FIG. 5 illustrates this arrangement, in which reference numeral 128
is a first, coated layer of adhesive/cross-linker and reference
number 129 is a second, printed or coated layer of
adhesive/cross-linker. In some embodiments, the
adhesive/cross-linker may be applied as a single layer, rather than
as two separate layers.
The preferred activation temperature is between about 180 to
250.degree. F. (82 to 121.degree. C.). The cross-linker does not
react with the adhesive until the activation temperature range is
reached. The transferred image, then, is a mixture of ink jet
printer ink, adhesive and cross-linker. One way to make the image
permanent, is to heat the object by exposing the transferred image
to a heat source such as an oven, an iron, and the like.
One contemplated application for the embodiment is children's
T-shirts. A child can design an image for a T-shirt on a home
computer.
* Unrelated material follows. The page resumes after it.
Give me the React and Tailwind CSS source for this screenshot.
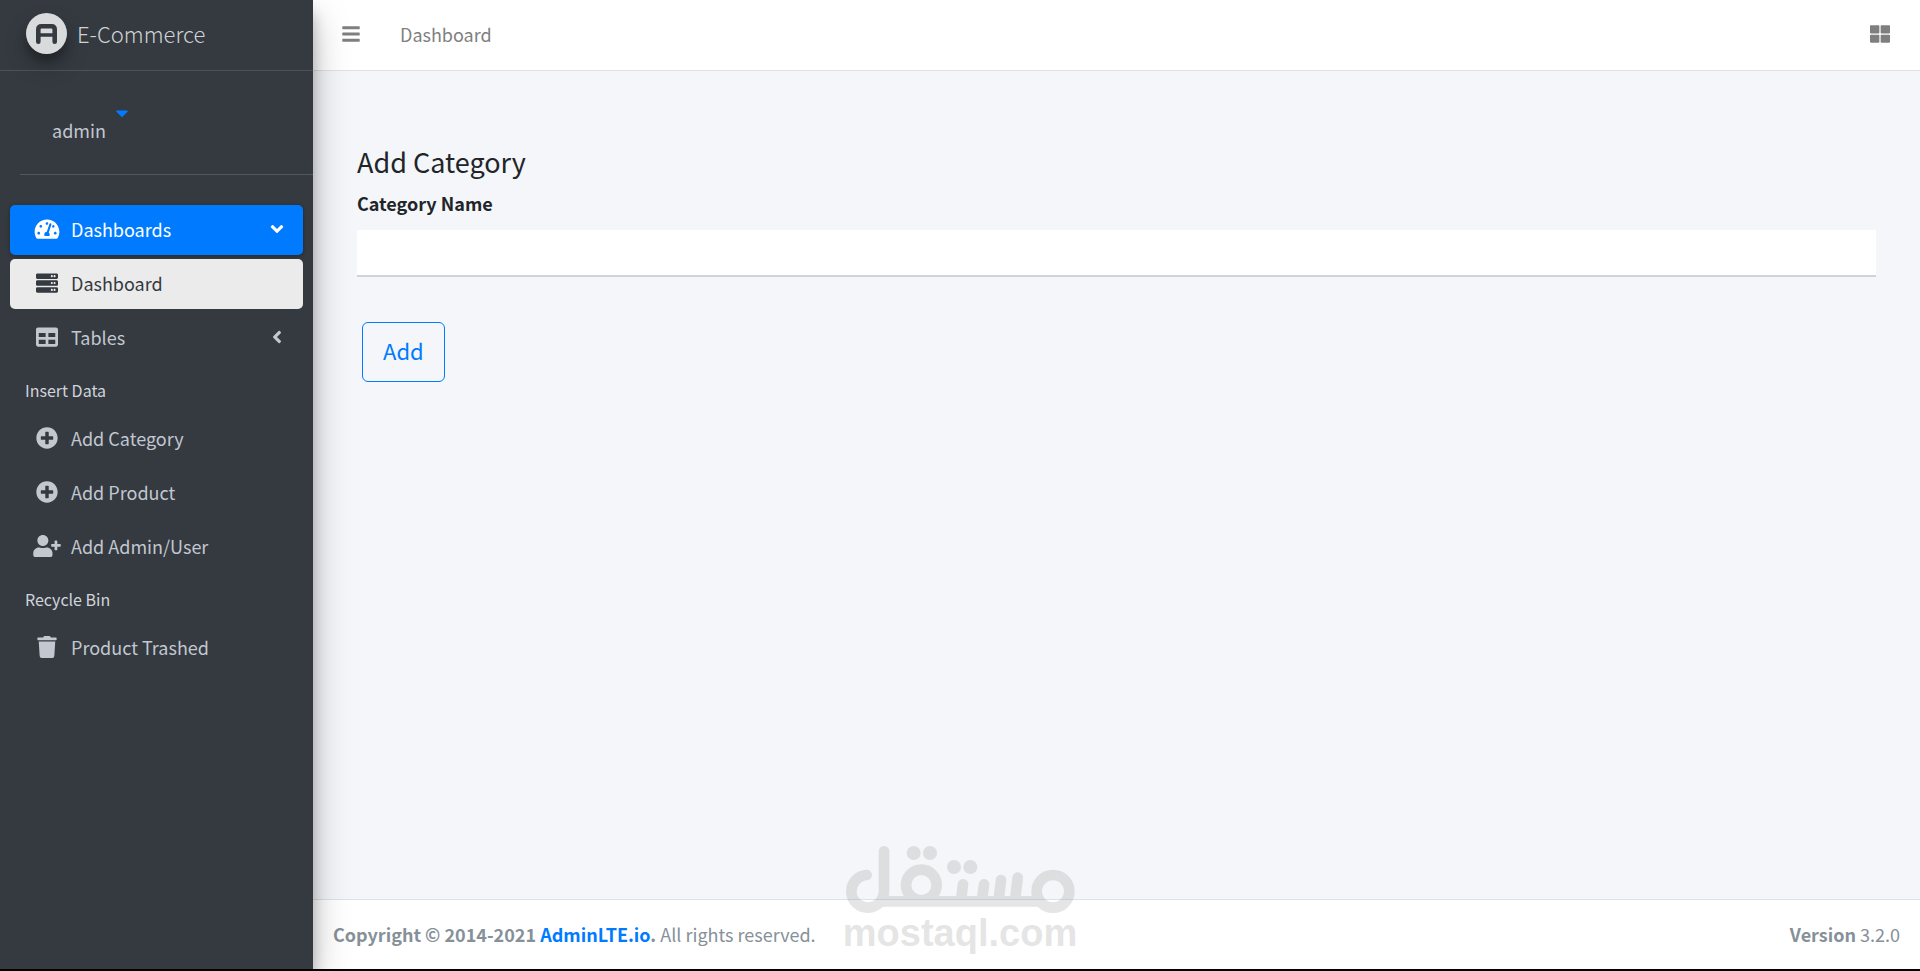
import React, { useState } from "react";
import {
  FaAngleDown,
  FaAngleLeft,
  FaBars,
  FaCaretDown,
  FaPlusCircle,
  FaServer,
  FaTable,
  FaTachometerAlt,
  FaThLarge,
  FaTrash,
  FaUserPlus,
} from "react-icons/fa";

const BrandLogo = () => (
  <svg
    viewBox="0 0 41 41"
    className="h-[41px] w-[41px] shrink-0 rounded-full bg-[#d9dadc] shadow-[0_12px_24px_rgba(0,0,0,0.19),0_8px_8px_rgba(0,0,0,0.23)]"
    aria-hidden="true"
  >
    <g fill="none" stroke="#343a40" strokeWidth="4.6" strokeLinecap="round" strokeLinejoin="round">
      <path d="M12.300 28.700V16.500Q12.300 13.300 15.500 13.300H25.500Q28.700 13.300 28.700 16.500V28.700" />
      <path d="M12.300 22H28.700" strokeWidth="3.600" />
    </g>
  </svg>
);

const Watermark = () => (
  <div className="pointer-events-none absolute bottom-4 left-1/2 z-20 flex w-[230px] -translate-x-1/2 flex-col items-center text-[#808080] opacity-20">
    <svg viewBox="75 48 690 202" className="w-full" role="img" aria-label="مستقل">
      <g fill="none" stroke="currentColor" strokeWidth="32" strokeLinecap="round">
        <path d="M140 135A49 49 0 1 0 192 184V64" />
        <path d="M180 214H660" strokeLinecap="butt" />
        <circle cx="304" cy="165" r="46" />
        <circle cx="699" cy="184" r="49" />
        <path d="M429 163L423 212M492 163L486 212M543 150L536 212M593 143L585 212" />
      </g>
      <g fill="currentColor">
        <circle cx="281" cy="69" r="21" />
        <circle cx="330" cy="69" r="21" />
        <circle cx="402" cy="111" r="21" />
        <circle cx="451" cy="111" r="21" />
      </g>
    </svg>
    <span className="font-['Liberation_Sans',sans-serif] text-[38px] leading-10 font-bold">mostaql.com</span>
  </div>
);

const NavItem = ({ icon: Icon, arrow: Arrow, label, className = "text-[#c2c7d0]" }) => (
  <li>
    <a href="#" className={`flex h-[50px] items-center gap-2 rounded-[5px] pr-4 pb-0.5 pl-[21px] ${className}`}>
      <Icon className="h-[22px] w-8 shrink-0" />
      <span className="grow">{label}</span>
      {Arrow && <Arrow className="h-5 w-5" />}
    </a>
  </li>
);

const NavHeader = ({ children }) => (
  <li className="flex h-[43px] items-center pt-0.5 pl-[15px] text-base text-[#d0d4db]">{children}</li>
);

const Sidebar = () => (
  <aside className="relative z-10 w-[313px] shrink-0 bg-[#343a40] shadow-[0_18px_35px_rgba(0,0,0,0.25),0_13px_13px_rgba(0,0,0,0.22)]">
    <a
      href="#"
      className="flex h-[71px] items-center gap-2.5 border-b border-[#4b545c] pr-4 pb-1 pl-[26px] text-[22px] font-light text-[#d0d3d6]"
    >
      <BrandLogo />
      E-Commerce
    </a>

    <div className="ml-5 flex h-[104px] border-b border-[#4f5962] pt-8 pl-8 text-[#c2c7d0]">
      <button type="button" className="flex items-start gap-2">
        <span className="pt-3">admin</span>
        <FaCaretDown className="h-5 w-4 text-[#007bff]" />
      </button>
    </div>

    <nav className="px-2.5 pt-[30px]">
      <ul className="flex flex-col gap-1">
        <NavItem
          icon={FaTachometerAlt}
          arrow={FaAngleDown}
          label="Dashboards"
          className="bg-[#007bff] text-white shadow-[0_1px_4px_rgba(0,0,0,0.3)]"
        />
        <NavItem icon={FaServer} label="Dashboard" className="bg-[#ebebec] text-[#343a40]" />
        <NavItem icon={FaTable} arrow={FaAngleLeft} label="Tables" />
        <NavHeader>Insert Data</NavHeader>
        <NavItem icon={FaPlusCircle} label="Add Category" />
        <NavItem icon={FaPlusCircle} label="Add Product" />
        <NavItem icon={FaUserPlus} label="Add Admin/User" />
        <NavHeader>Recycle Bin</NavHeader>
        <NavItem icon={FaTrash} label="Product Trashed" />
      </ul>
    </nav>
  </aside>
);

const App = () => {
  const [category, setCategory] = useState("");

  return (
    <div className="relative flex min-h-screen overflow-hidden border-b-2 border-black bg-[#f4f6f9] font-['Noto_Sans_CJK_SC',sans-serif] text-lg leading-[30px] text-[#212529]">
      <Sidebar />

      <div className="flex min-w-0 grow flex-col">
        <header className="flex h-[71px] items-center border-b border-[#dee2e6] bg-white pr-[30px] pb-0.5 pl-[29px] text-[#7f7f7f]">
          <button type="button" aria-label="Toggle menu" className="mr-10">
            <FaBars className="h-5 w-[18px]" />
          </button>
          <a href="#">Dashboard</a>
          <button type="button" aria-label="Apps" className="ml-auto">
            <FaThLarge className="h-5 w-5" />
          </button>
        </header>

        <main className="grow px-11 pt-[73px]">
          <form onSubmit={(e) => e.preventDefault()}>
            <h1 className="mb-2 text-[27px] leading-9">Add Category</h1>
            <label htmlFor="category" className="block font-bold">
              Category Name
            </label>
            <input
              id="category"
              type="text"
              value={category}
              onChange={(e) => setCategory(e.target.value)}
              className="mt-3 block h-[47px] w-full border-b-2 border-[#ced4da] bg-white px-4 outline-none"
            />
            <button
              type="submit"
              className="mt-[45px] ml-[5px] h-[60px] rounded-md border border-[#007bff] px-5 pb-1 text-[22px] text-[#007bff]"
            >
              Add
            </button>
          </form>
        </main>

        <footer className="flex h-[70px] items-center justify-between border-t border-[#dee2e6] bg-white px-5 pb-0.5 text-[#869099]">
          <p>
            <strong>
              Copyright © 2014-2021{" "}
              <a href="#" className="text-[#007bff]">
                AdminLTE.io
              </a>
              .
            </strong>{" "}
            All rights reserved.
          </p>
          <p>
            <b>Version</b> 3.2.0
          </p>
        </footer>
      </div>

      <Watermark />
    </div>
  );
};

export default App;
The child then prints the image onto the sheet of FIG. 5
with an ink jet printer, and presses the printed sheet down onto a
blank T-shirt. The image transfers onto the shirt and, after
pulling the sheet away, the child can inspect the transferred
image. If there is a problem with the transferred image (e.g., the
color quality is not good, the image is not centered properly,
etc.), the shirt can be placed into a washing machine and the
imperfect image will be washed out of the shirt. On the other hand,
if the child likes the image, the child can fix the image
permanently to the T-shirt by having an adult iron the transferred
image with an iron.
In the embodiments discussed so far, no heat has been required to
transfer the image from the sheet to the substrate. The adhesive
layer 129 acts both to hold the image and to transfer the image
without heat. In the embodiment of FIG. 5, the image can be
permanently fixed onto a substrate such as a T-shirt by applying
heat after the image has been initially transferred.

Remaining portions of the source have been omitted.